Monogatari: Second Season is BEAUTIFUL

And oh so glorious.


So glorious.


Anyways, I caved and finally started watching Monogatari: Second Season (and so far nothing else). And I just was so overwhelmed with the first couple episodes that I felt the need to write up some preliminary thoughts before I get swamped by work again.

Now, I’m aware the the Monogatari series is a polarizing one, and I’m not going to try and persuade anyone to switch camps. And right up front I’m going to say that I love absolutely everything about the series: the strange poses, the rapid cuts, the bright colors, the fetishization/sexualization, the walls of text, the winding dialogue… everything.


Now, we all know all the series is meta as fuck, so I’m not going to write a long essay about how and why it’s so damn meta or whether that’s a good or bad thing (although I’m sure you can guess how I feel about it). Instead, I’m just going to highlight just a couple points of what I think it’s doing this time around and why.


One of the first things that pops up is that the series is very aware that it’s not only an animated show, but furthermore an adaptation. As such, it does a lot of stuff to play around with this in terms of animation styles and “breaking the fourth wall” dialogue. The amount of stills and cuts are all chosen deliberately to emphasize this type of thing, as is the general style of the show. This isn’t really all that new though, since the series has been doing this since Bakemonogatari.


It’s doing more than that this time around though – it constantly makes sure the viewer is reminded of the fact that it’s an adaptation.

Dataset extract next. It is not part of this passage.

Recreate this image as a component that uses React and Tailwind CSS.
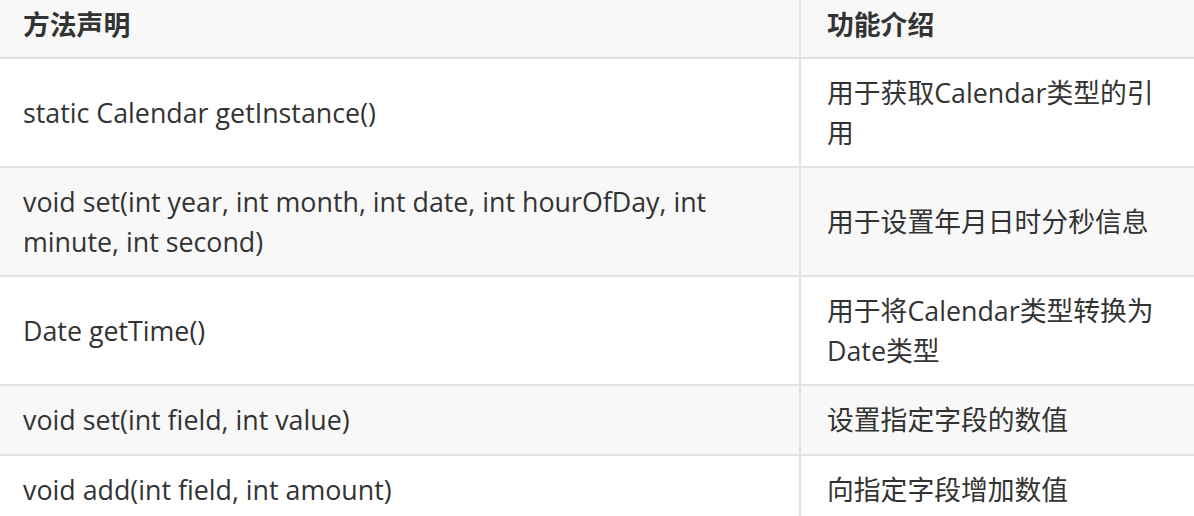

Most directly, this is done by flashing cuts/chapter numbers on screen as the episodes progress, so we are given direct updates of how the series is adapting the book. (In a similar vein, the series is also obsessed with time , so that’s obviously present in spades as well.)


First and foremost, it makes sure to point out all these “clever” little things it’s doing explicitly to the audience. That’s new (as far as I recall). Why the change?


Well, at first you would think – like many LN adaptations (and anime in general, actually) – that it’s just being trying to show off how “clever” and meta it is. It’s treating the viewers as stupid and lazy, unable to catch these small details that add extra depth to the show (E-minor, for instance, felt the same way about Psycho Pass).


Take the fact that the chapters skip in-between several scenes. The show explicitly points this out to the viewer, even though the revelation/connection probably wouldn’t have been too hard to make once Black Hanekawa made an appearance. In fact, it just states this fact up front at the same time, just to rub it in. So for anyone who might be mad at spoilers, it makes absolutely no difference because Shaft just beats you over the head with this.


Monogatari: Second Season then goes along and attempts to reference a bunch of other shows very noticeably in both its dialogue and activities (which essentially is dialogue, but whatever). This is very much like the typical LN adaptation’s an attempt to show it’s “clever” and “self-aware”.


But it already does that just by it’s very style (quite successfully I might add) – why go out of it’s way to continue to emphasize it in less subtle ways than it did the past two/three seasons? It doesn’t make much sense, unless you assume that the series is attempting to copy other popular hits in an attempt to rake in more cash. Judging by how well Shaft’s doing at this point though, I kind of doubt it.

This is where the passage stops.